FLORIDA SUPREME COURT

Judicial Ethics Advisory Committee

Opinion Number: 2006-25
Date of Issue: October 3, 2006

ISSUE

May a judge who is not a candidate for re-election or retention attend a community-sponsored, nonpartisan function, in order to socialize and listen to the candidates’ speeches?

ANSWER: Yes.

FACTS

The inquiring judge is mindful of this committee’s opinion that a judge who is not seeking election may not attend a “nonpartisan” political function sponsored by a political party in order to socialize and listen to the candidates’ speeches. Fla. JEAC Op. 06-19. The judge questions whether that opinion relates to candidate meet-and-greet events sponsored by civic or governmental organizations where the judge, who is not a candidate for reelection or retention, attends as “a  passive observer for [the judge’s] own information and education without indicating a preference, endorsement, or support for any candidate.”

DISCUSSION

Canon 7 of the Florida Code of Judicial Conduct directs judges to “refrain from inappropriate political activity.” Canon 7A(1)(d) provides that a judge or a candidate for election or appointment to judicial office shall not attend political party functions, with only the limited exceptions authorized in Canon 7B(2) (a non-judge candidate for appointment to judicial office may attend political gatherings); Canon 7C(2) (a candidate for merit retention may conduct only limited campaign activities until certification of active opposition); and Canon 7C(3) (with certain restrictions, a judicial candidate for election or for actively opposed retention may attend and speak at a political party function for the judge’s candidacy or on matters relating to the law, improvement of the legal system, or the administration of justice). Canons 7A(1)(d), 7B(2), 7C(2) and 7C(3), Fla. Code Jud. Conduct.

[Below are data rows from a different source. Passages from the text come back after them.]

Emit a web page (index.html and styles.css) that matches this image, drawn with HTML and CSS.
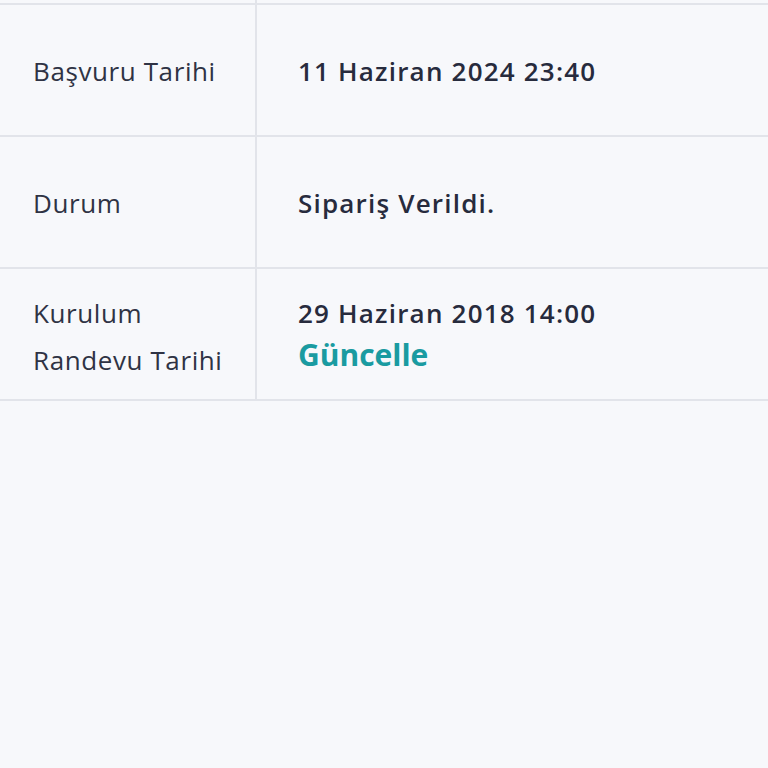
FILE: index.html
```html
<!DOCTYPE html>
<html lang="tr">
<head>
    <meta charset="UTF-8">
    <meta name="viewport" content="width=device-width, initial-scale=1.0">
    <title>Sipariş Detayı</title>
    <link rel="stylesheet" href="styles.css">
</head>
<body>
    <div class="details">
        <div class="row row-cut">
            <div class="label"></div>
            <div class="value"></div>
        </div>
        <div class="row">
            <div class="label">Başvuru Tarihi</div>
            <div class="value"><b>11 Haziran 2024 23:40</b></div>
        </div>
        <div class="row">
            <div class="label">Durum</div>
            <div class="value"><b>Sipariş Verildi.</b></div>
        </div>
        <div class="row">
            <div class="label two-line">Kurulum<br>Randevu Tarihi</div>
            <div class="value">
                <b>29 Haziran 2018 14:00</b>
                <a href="#" class="update">Güncelle</a>
            </div>
        </div>
    </div>
</body>
</html>
```

FILE: styles.css
```css
body {
    margin: 0;
    background-color: #f7f8fb;
    font-family: "Open Sans", "Noto Sans", sans-serif;
    color: #272b3d;
}
.details {
    display: flex;
    flex-direction: column;
}
.row {
    display: flex;
    height: 130px;
    border-bottom: 2px solid #e2e4ea;
}
.row-cut {
    height: 3px;
}
.label {
    width: 257px;
    padding-left: 33px;
    padding-top: 2px;
    box-sizing: border-box;
    border-right: 2px solid #e2e4ea;
    display: flex;
    align-items: center;
    font-size: 26px;
    letter-spacing: 0.6px;
    color: #2f3344;
}
.two-line {
    line-height: 47px;
    padding-top: 6px;
}
.value {
    flex: 1;
    padding-left: 41px;
    padding-top: 2px;
    display: flex;
    flex-direction: column;
    justify-content: center;
    font-size: 26px;
    letter-spacing: 1.2px;
}
.value b {
    font-weight: 600;
}
.update {
    margin-top: 3px;
    font-size: 30px;
    font-weight: 700;
    letter-spacing: 0;
    color: #1a9ba1;
    text-decoration: none;
}
```
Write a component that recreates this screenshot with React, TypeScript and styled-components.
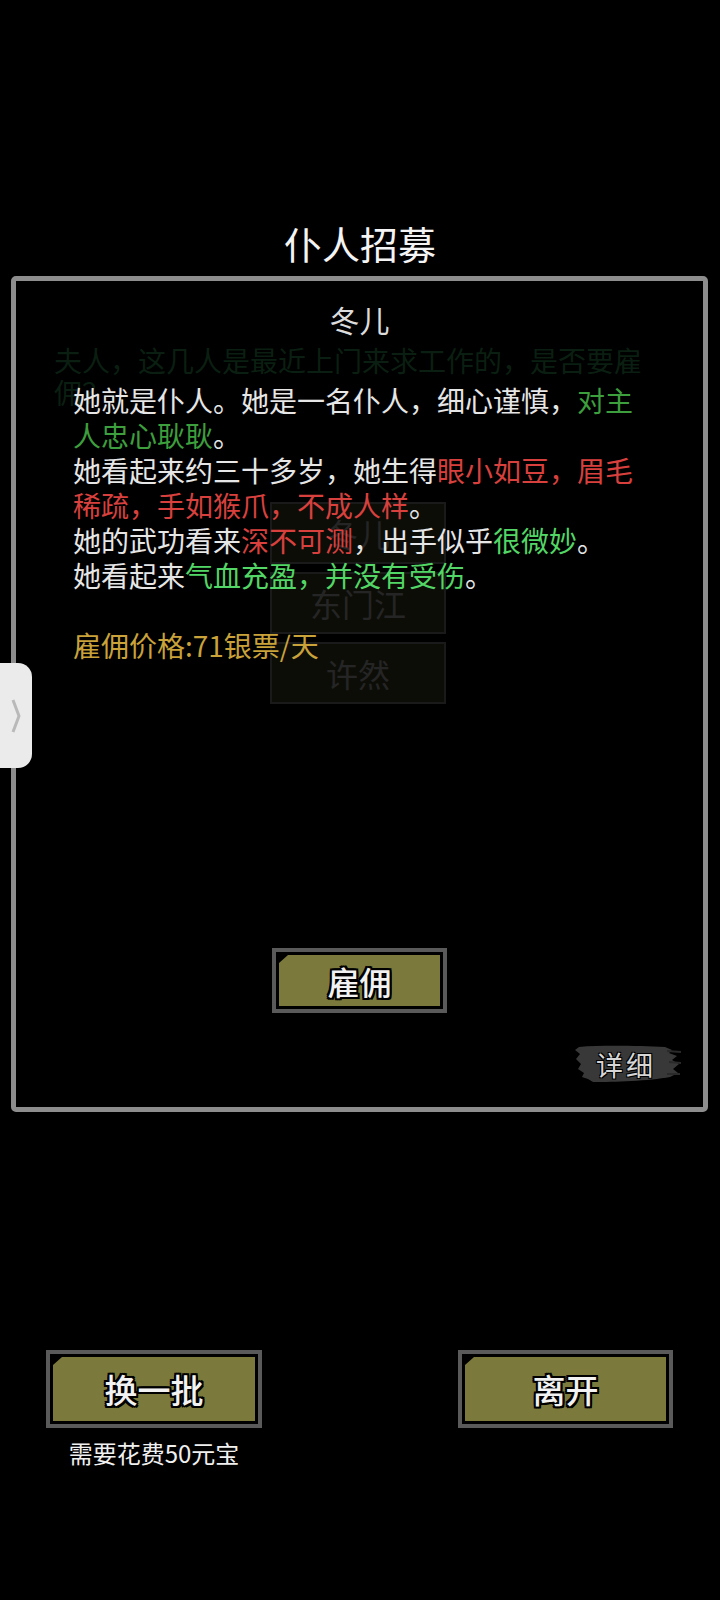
import styled, { createGlobalStyle } from "styled-components";

const GlobalStyle = createGlobalStyle`
  html, body {
    margin: 0;
    padding: 0;
    background: #000;
  }
  body {
    font-family: "Noto Sans CJK SC", "Noto Sans", sans-serif;
  }
`;

const Page = styled.div`
  position: relative;
  box-sizing: border-box;
  width: 720px;
  height: 1600px;
  padding-top: 218px;
  background: #000;
  overflow: hidden;
`;

const Title = styled.h1`
  margin: 0;
  height: 50px;
  line-height: 50px;
  font-size: 38px;
  font-weight: 400;
  text-align: center;
  color: #f4f4f4;
`;

const Panel = styled.section`
  position: relative;
  box-sizing: border-box;
  margin: 8px 12px 0 11px;
  height: 836px;
  border: 5px solid #8d8d8d;
  border-radius: 5px;
`;

/* the dimmed recruit list that sits beneath the detail popup */
const Underlay = styled.div`
  position: absolute;
  inset: 0;
  padding: 63px 0 0 38px;
`;

const FadedText = styled.p`
  margin: 0;
  width: 600px;
  font-size: 28px;
  line-height: 32px;
  color: #0a1f11;
`;

const DimList = styled.div`
  display: flex;
  flex-direction: column;
  gap: 8px;
  width: 176px;
  margin: 94px 0 0 216px;
`;

const DimItem = styled.div`
  box-sizing: border-box;
  height: 62px;
  border: 2px solid #1a1a1a;
  background: #0d0d08;
  display: flex;
  align-items: center;
  justify-content: center;
  font-size: 32px;
  color: #252525;
`;

const Detail = styled.div`
  position: relative;
  display: flex;
  flex-direction: column;
  align-items: center;
  height: 100%;
`;

const Name = styled.h2`
  margin: 18px 0 0;
  height: 40px;
  line-height: 40px;
  font-size: 30px;
  font-weight: 400;
  color: #dcdcdc;
`;

const Desc = styled.div`
  align-self: flex-start;
  width: 564px;
  margin: 44px 0 0 57px;
  font-size: 28px;
  line-height: 35px;
  color: #e6e6e6;
`;

const Sentence = styled.div``;

const Tone = styled.span<{ $tone: "good" | "bad" | "bright" }>`
  color: ${(p) =>
    p.$tone === "bad" ? "#d8403e" : p.$tone === "good" ? "#3d9e3d" : "#52d665"};
`;

const Price = styled.div`
  margin-top: 35px;
  color: #c9a23a;
`;

const GameButton = styled.button<{ $w: number; $h: number }>`
  box-sizing: border-box;
  width: ${(p) => p.$w}px;
  height: ${(p) => p.$h}px;
  padding: 3px;
  border: 4px solid #5a5a5a;
  background: #000;
  cursor: pointer;
  font-family: inherit;
`;

const ButtonFace = styled.span<{ $size: number }>`
  display: flex;
  align-items: center;
  justify-content: center;
  width: 100%;
  height: 100%;
  background: #7b7a3c;
  clip-path: polygon(9px 0, 100% 0, 100% 100%, 0 100%, 0 8px);
  font-size: ${(p) => p.$size}px;
  font-weight: 500;
  color: #f2f2f2;
  text-shadow:
    2px 0 0 #000, -2px 0 0 #000, 0 2px 0 #000, 0 -2px 0 #000,
    2px 2px 0 #000, -2px -2px 0 #000, 2px -2px 0 #000, -2px 2px 0 #000;
`;

const HireWrap = styled.div`
  margin-top: 285px;
`;

const MoreTag = styled.div`
  position: relative;
  align-self: flex-end;
  width: 112px;
  height: 40px;
  margin: 31px 22px 0 0;
  display: flex;
  align-items: center;
  justify-content: center;
  font-size: 27px;
  letter-spacing: 3px;
  color: #d6d6d6;
  text-shadow: 1px 1px 0 #000, -1px -1px 0 #000, 1px -1px 0 #000, -1px 1px 0 #000;

  svg {
    position: absolute;
    inset: 0;
  }
  span {
    position: relative;
    margin-left: 2px;
  }
`;

const BottomRow = styled.div`
  display: flex;
  justify-content: space-between;
  align-items: flex-start;
  margin-top: 238px;
  padding: 0 47px 0 46px;
`;

const Column = styled.div`
  display: flex;
  flex-direction: column;
  align-items: center;
`;

const Caption = styled.div`
  margin-top: 10px;
  font-size: 24px;
  line-height: 30px;
  color: #f0f0f0;
`;

const SideTab = styled.div`
  position: absolute;
  left: 0;
  top: 663px;
  width: 32px;
  height: 105px;
  background: #ebebeb;
  border-radius: 0 14px 14px 0;
  display: flex;
  align-items: center;
  justify-content: center;
`;

const Brush = () => (
  <svg width="112" height="40" viewBox="0 0 112 40">
    <path
      d="M10 3 C 35 1, 70 2, 96 3 L 103 6 L 100 9 L 108 12 L 103 16 L 110 20 L 104 25 L 109 29 L 101 33 C 80 37, 45 38, 24 38 L 19 35 L 13 33 L 15 29 L 9 25 L 12 20 L 7 15 L 11 10 L 6 6 Z"
      fill="#383838"
    />
    <path d="M98 7 L 112 8 M 100 18 L 112 19 M 98 30 L 111 30" stroke="#2a2a2a" strokeWidth="2" />
  </svg>
);

export default function App() {
  return (
    <Page>
      <GlobalStyle />
      <Title>仆人招募</Title>
      <Panel>
        <Underlay>
          <FadedText>夫人，这几人是最近上门来求工作的，是否要雇佣？</FadedText>
          <DimList>
            <DimItem>冬儿</DimItem>
            <DimItem>东门江</DimItem>
            <DimItem>许然</DimItem>
          </DimList>
        </Underlay>
        <Detail>
          <Name>冬儿</Name>
          <Desc>
            <Sentence>
              她就是仆人。她是一名仆人，细心谨慎，<Tone $tone="good">对主人忠心耿耿</Tone>。
            </Sentence>
            <Sentence>
              她看起来约三十多岁，她生得<Tone $tone="bad">眼小如豆，眉毛稀疏，手如猴爪，不成人样</Tone>。
            </Sentence>
            <Sentence>
              她的武功看来<Tone $tone="bad">深不可测</Tone>，出手似乎<Tone $tone="bright">很微妙</Tone>。
            </Sentence>
            <Sentence>
              她看起来<Tone $tone="bright">气血充盈，并没有受伤</Tone>。
            </Sentence>
            <Price>雇佣价格:71银票/天</Price>
          </Desc>
          <HireWrap>
            <GameButton $w={175} $h={65}>
              <ButtonFace $size={32}>雇佣</ButtonFace>
            </GameButton>
          </HireWrap>
          <MoreTag>
            <Brush />
            <span>详细</span>
          </MoreTag>
        </Detail>
      </Panel>
      <BottomRow>
        <Column>
          <GameButton $w={216} $h={78}>
            <ButtonFace $size={33}>换一批</ButtonFace>
          </GameButton>
          <Caption>需要花费50元宝</Caption>
        </Column>
        <GameButton $w={215} $h={78}>
          <ButtonFace $size={33}>离开</ButtonFace>
        </GameButton>
      </BottomRow>
      <SideTab>
        <svg width="12" height="36" viewBox="0 0 12 36">
          <polyline points="3,2 9,18 3,34" fill="none" stroke="#b9b9b9" strokeWidth="3" strokeLinejoin="round" />
        </svg>
      </SideTab>
    </Page>
  );
}
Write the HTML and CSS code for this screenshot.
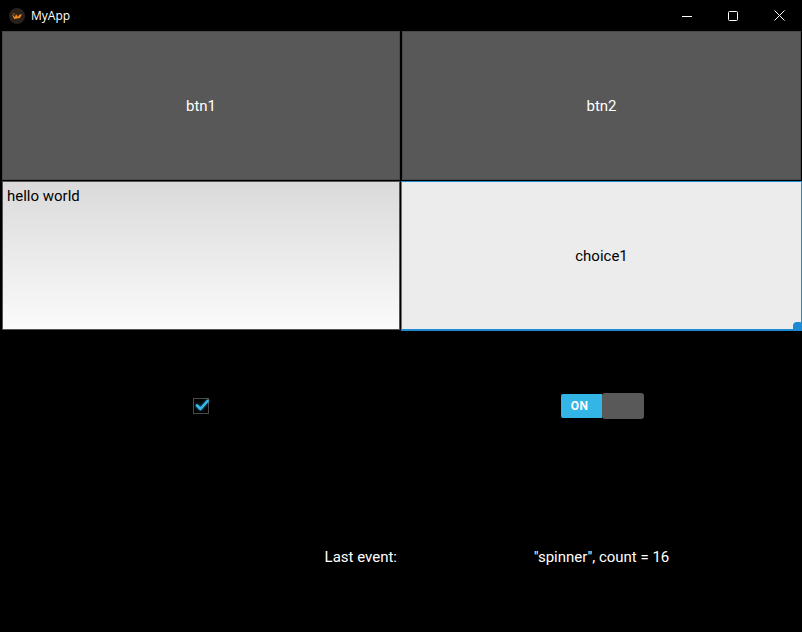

In Fla. JEAC Op. 06-19, the committee concluded (1) none of the exceptions to Canon 7 permitted the judge’s attendance at the political party-sponsored function and (2) the judge’s mere presence at the event in the capacity of a “spectator” could potentially give the appearance of support for a political party. The judge’s good intentions were inconsequential to the application of the clear proscriptions of Canon 7A(1) (d), Fla. Code Jud. Conduct.

In the current inquiry, the event is not sponsored by a political party. Thus, the conduct does not implicate Canon 7A(1)(d).

Canon 7D prohibits judges from engaging in any political activity except as authorized by the Florida Code of Judicial Conduct or by express law, or on behalf of measures to improve the law, the legal system or the administration of justice.  Thus, the issue is whether the incumbent judge’s mere passive attendance at such an event - not sponsored by a political party - constitutes “political activity” and, if so, whether any exception exists.

The Committee on Standards of Judicial Conduct (the precursor of the Judicial Ethics Advisory Committee), with one dissenting, found nothing in the language of Canon 7, or section l05.071, Fla. Stat., which would preclude a judicial officer from attending “a non partisan political gathering to acquaint the voters with the incumbents and candidates for state and county offices.” Fla. JEAC Op. 74-11. The event, billed as a “Political Fair,” was sponsored by the League of Women Voters, Chamber of Commerce, County Council of PTA, Council of Neighborhood Associations, Junior League, Jaycees, Democratic Party, Republican Party, and local newspaper, designed as a political gathering to acquaint the voters with the incumbents and candidates for state and county offices.  The inquiry was made by an unopposed judicial candidate for reelection.

The Committee emphasized the community-wide sponsorship of the event and the fundamentally nonpartisan nature of it. Even though the two primary political parties were among the many co-sponsors of the gathering, their roles appeared to be de minimis, there was no emphasis on partisanship, and there was no indication that any other political party was excluded. Thus, the Committee determined the function was not a “political party function” which the judge would be prohibited from attending by Canon 7A(1)(d). This is consistent with this Committee’s recent opinion in 06-19 (judge may not attend a “nonpartisan” political function sponsored by a political party).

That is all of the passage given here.